We cultivate these friendships because our guards come down when we're safe in our little gay club bubble. We become raw, and real love can only seep in when we're raw and real.
Whether it's been the historical Stonewall Inn in the West Village, Elevate in Sarasota, Pulse in Orlando, The Abbey in West Hollywood, Heaven in London — I've never looked at these places as clubs, but as homes.
Now, what's a home without a family? The Pulse shooting has left my family murdered and traumatized, and all of human kind can feel it. Whether you're queer or straight, it doesn't matter. This massacre has rendered us all homeless and heartbroken. Because if we peel back the layers of sexuality, we're all connected by our humanness.

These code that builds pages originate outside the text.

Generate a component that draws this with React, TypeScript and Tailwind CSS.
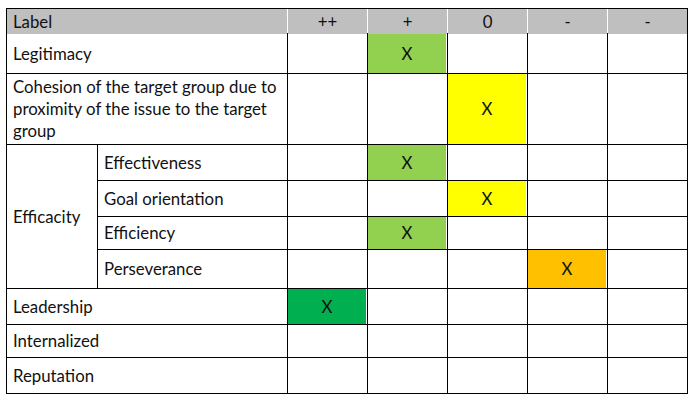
const cols = ["++", "+", "0", "-", "-"];

type Row = {
  label: string[];
  mark?: number;
  color?: string;
};

const rows: Row[] = [
  { label: ["Legitimacy"], mark: 1, color: "bg-[#92d050]" },
  {
    label: ["Cohesion of the target group due to", "proximity of the issue to the target", "group"],
    mark: 2,
    color: "bg-[#ffff00]",
  },
];

const subRows: Row[] = [
  { label: ["Effectiveness"], mark: 1, color: "bg-[#92d050]" },
  { label: ["Goal orientation"], mark: 2, color: "bg-[#ffff00]" },
  { label: ["Efficiency"], mark: 1, color: "bg-[#92d050]" },
  { label: ["Perseverance"], mark: 3, color: "bg-[#ffc000]" },
];

const bottomRows: Row[] = [
  { label: ["Leadership"], mark: 0, color: "bg-[#00b050]" },
  { label: ["Internalized"] },
  { label: ["Reputation"] },
];

function Marks({ row }: { row: Row }) {
  return (
    <>
      {cols.map((_, i) =>
        i === row.mark ? (
          <div key={i} className={`${row.color} flex items-center justify-center border-r border-white`}>
            X
          </div>
        ) : (
          <div key={i} className="bg-white" />
        )
      )}
    </>
  );
}

function Label({ lines, span }: { lines: string[]; span?: boolean }) {
  return (
    <div className={`${span ? "col-span-2" : ""} bg-white flex items-center pl-[6px] leading-[22px]`}>
      <div>
        {lines.map((l, i) => (
          <div key={i}>{l}</div>
        ))}
      </div>
    </div>
  );
}

export default function App() {
  return (
    <div
      className="w-[695px] h-[402px] bg-white pt-[8px] pl-[6px] text-[16.8px] text-[#111]"
      style={{ fontFamily: "Lato, 'Liberation Sans', sans-serif" }}
    >
      <div
        className="grid w-[682px] gap-px bg-black p-px grid-cols-[90px_189px_repeat(5,79px)] grid-rows-[24px_39px_70px_35px_35px_32px_38px_35px_32px_35px]"
      >
        {/* header */}
        <div className="col-span-7 grid grid-cols-[280px_repeat(5,79px)] gap-px bg-white">
          <div className="bg-[#bfbfbf] flex items-center pl-[6px]">Label</div>
          {cols.map((c, i) => (
            <div key={i} className="bg-[#bfbfbf] flex items-center justify-center">
              {c}
            </div>
          ))}
        </div>

        {rows.map((r, i) => (
          <div key={i} className="contents">
            <Label lines={r.label} span />
            <Marks row={r} />
          </div>
        ))}

        <div className="row-span-4 bg-white flex items-center pl-[6px]">Efficacity</div>
        {subRows.map((r, i) => (
          <div key={i} className="contents">
            <Label lines={r.label} />
            <Marks row={r} />
          </div>
        ))}

        {bottomRows.map((r, i) => (
          <div key={i} className="contents">
            <Label lines={r.label} span />
            <Marks row={r} />
          </div>
        ))}
      </div>
    </div>
  );
}
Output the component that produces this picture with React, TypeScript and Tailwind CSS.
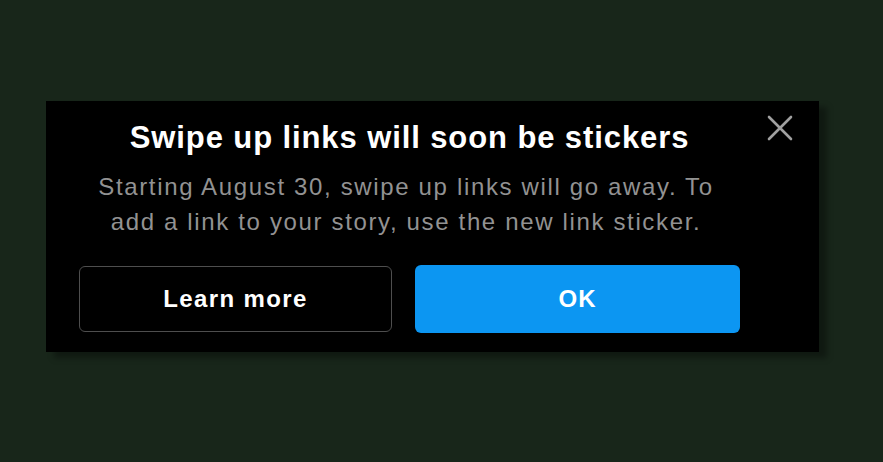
export default function App() {
  return (
    <div
      className="w-[883px] h-[462px] bg-[#18261a] pt-[101px] pl-[46px]"
      style={{ fontFamily: '"Liberation Sans", Arial, sans-serif' }}
    >
      <div className="relative w-[773px] h-[251px] bg-black pl-[33px] pr-[79px] pt-[19px] shadow-[8px_6px_6px_rgba(0,0,0,0.35)]">
        <button className="absolute left-[721px] top-[14px] w-[26px] h-[26px]">
          <svg viewBox="0 0 26 26" width="26" height="26" fill="none" stroke="#a0a0a0" strokeWidth="2.6" strokeLinecap="round">
            <path d="M2 2 L24 24 M24 2 L2 24" />
          </svg>
        </button>
        <div className="flex flex-col items-center">
          <h1 className="text-[31px] leading-[36px] font-bold text-white tracking-[0.9px] whitespace-nowrap">
            Swipe up links will soon be stickers
          </h1>
          <p className="text-[24px] leading-[35px] text-[#929292] text-center mt-[13px] pr-[7px] tracking-[1.65px] whitespace-nowrap">
            Starting August 30, swipe up links will go away. To
            <br />
            add a link to your story, use the new link sticker.
          </p>
        </div>
        <div className="flex gap-[23px] mt-[26px]">
          <button className="w-[313px] h-[66px] mt-[1px] rounded-[6px] border-[1.5px] border-[#4e4e4e] text-white font-bold text-[24px] tracking-[1.4px]">
            Learn more
          </button>
          <button className="w-[325px] h-[68px] rounded-[6px] bg-[#0c96f2] text-white font-bold text-[24px] tracking-[1px]">
            OK
          </button>
        </div>
      </div>
    </div>
  );
}
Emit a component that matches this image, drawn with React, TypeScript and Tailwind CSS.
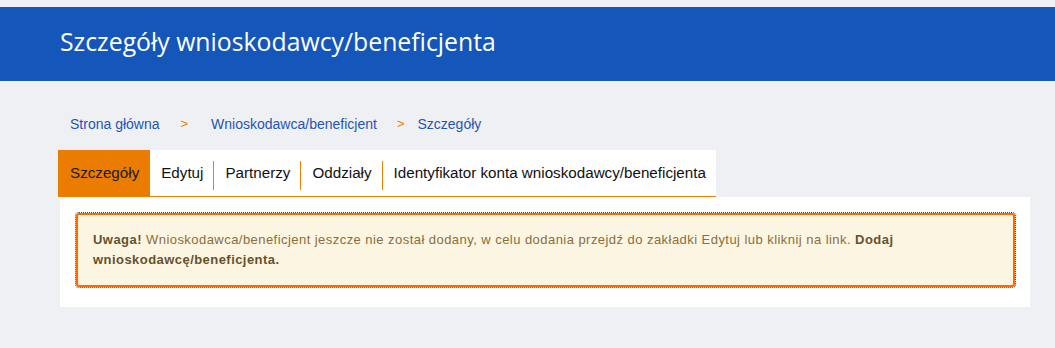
const tabs = ["Edytuj", "Partnerzy", "Oddziały", "Identyfikator konta wnioskodawcy/beneficjenta"];

export default function App() {
  return (
    <div className="min-h-[348px] bg-[#eff0f4] pt-[7px] font-['Liberation_Sans',Arial,sans-serif]">
      {/* Header */}
      <header className="h-[74px] bg-[#1456ba] flex items-center pl-[60px]">
        <h1 className="text-[24.8px] text-white font-['Open_Sans',sans-serif] leading-none -mt-[5px]">
          Szczegóły wnioskodawcy/beneficjenta
        </h1>
      </header>

      <div className="pl-[58px] pr-[25px]">
        {/* Breadcrumb */}
        <nav className="flex items-center h-[20px] mt-[33px] pl-[12px] text-[14px] text-[#1f55b4]">
          <a href="#">Strona główna</a>
          <span className="text-[#ef7d00] text-[13px] ml-[21px] mr-[23px]">&gt;</span>
          <a href="#">Wnioskodawca/beneficjent</a>
          <span className="text-[#ef7d00] text-[13px] ml-[20px] mr-[13px]">&gt;</span>
          <a href="#">Szczegóły</a>
        </nav>

        {/* Tabs */}
        <div className="flex mt-[16px]">
          <div className="flex h-[47px] bg-white border-b border-[#ef7d00]">
            <div className="bg-[#ea7c00] pl-[12px] pr-[11px] flex items-center text-[15.2px] text-[#1a1a1a]">Szczegóły</div>
            {tabs.map((t, i) => (
              <div key={t} className="flex items-end">
                {i > 0 && <div className="w-px h-[29px] bg-[#ef7d00] mb-[6px]" />}
                <div className="h-full flex items-center pl-[11px] pr-[10px] text-[15.2px] text-[#111]">{t}</div>
              </div>
            ))}
          </div>
        </div>

        {/* Panel */}
        <div className="bg-white ml-[2px] pt-[16px] pb-[20px] pl-[16px] pr-[15px]">
          <div className="outline-1 outline-dotted outline-[#444] border-2 border-[#ff6a00] rounded-[3px] bg-[#fcf5e2] px-[15px] py-[15px] text-[13px] leading-[20px] tracking-[0.45px] text-[#8a6d3b]">
            <b className="text-[#66512c]">Uwaga!</b> Wnioskodawca/beneficjent jeszcze nie został dodany, w celu dodania przejdź do zakładki Edytuj lub kliknij na link.{" "}
            <a href="#" className="font-bold text-[#66512c]">Dodaj wnioskodawcę/beneficjenta.</a>
          </div>
        </div>
      </div>
    </div>
  );
}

The last time I was at a gay club in Florida, I was standing at the bar when a young girl, probably 21, came up to me and asked if she could buy me a drink.
"No way! I'm old enough to be your mother!" I melodramatically said to her (I was only 27), leaning back against the bar.

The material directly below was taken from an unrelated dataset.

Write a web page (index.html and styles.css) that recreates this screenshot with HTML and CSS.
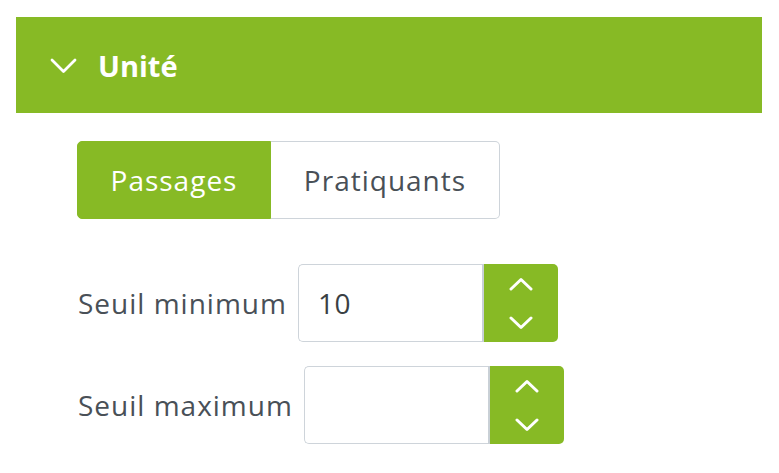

"Please," she asked. I could feel something deeper lingering beneath her simple words.
"Fine. Vodka soda," I answered, laughing to myself.
Five minutes later, she came back with a cocktail in her hand. Her eyes twinkled as she handed me the drink. I took a sip.
"Ahhh! This is the first time I've ever bought a girl a drink. I'm so excited," she squealed, unable to keep her cool.
I melted. I beamed. I watched her come into herself, as I had 10 years ago at the club in London.
If the walls at Pulse could talk, they would tell a million stories just like this. That's why the energy inside of Pulse — inside all of gay clubs — is magical. It's a place where people are constantly finding their identity. And that, kittens, is fucking magic.
And the beauty of magic is nothing can kill it. No hatred, no violence, no weapons can murder the magic that will always live inside Pulse and the rest of gay clubs around the world. The magic lives within all of us, too. And it will live on after we die.